Now on a gurney, Mayissa’s arm and leg broken, she is in shock as doctors all too familiar with massive injury remove inch-long pieces of shrapnel from her body.
As doctors pull the baby from her gashed abdomen, dread rushes into the operating room. Her baby is silent; white as the tile.
“Is his heart beating?” asks a person in the room.
“No. I’m sorry,” a doctor responds.
Extraordinary footage of the birth was shot in July by Waad Al-Kateab and obtained by the United Kingdom’s ITN/Channel 4 News. CNN obtained the footage from Kateab and the network.
The baby is splayed on a green plastic sheet. His milky-while umbilical cord, still attached, is blocked with a pair of forceps. Doctors gingerly pump his chest, hoping to start the minutes-old heart.

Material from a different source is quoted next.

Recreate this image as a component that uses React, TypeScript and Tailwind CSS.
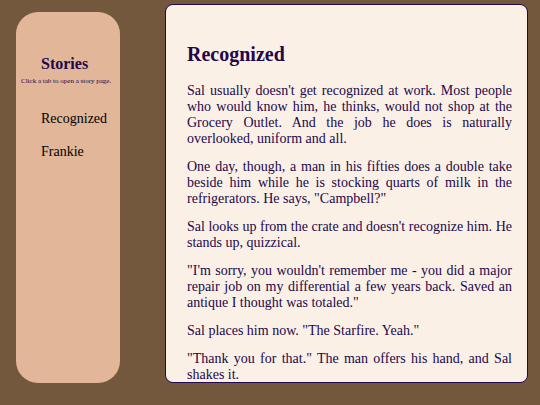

They are resolute as they put what looks like a small baster in the child’s nose and mouth, hoping to suction out any fluid blocking his breathing.
A flutter in his umbilical cord is the first sign of life. His heart is working.
A doctor grips him by the feet and thumps his bottom. To the viewer it seems rough, even violent; but it’s clear they know what they’re doing.
Color — human color — slowly flows through the baby’s body. As he is laid down, life rings out — a cry. And the doctors can smile.
His mother, too, has survived.
Amid unspeakable calamity, a glimmer of hope.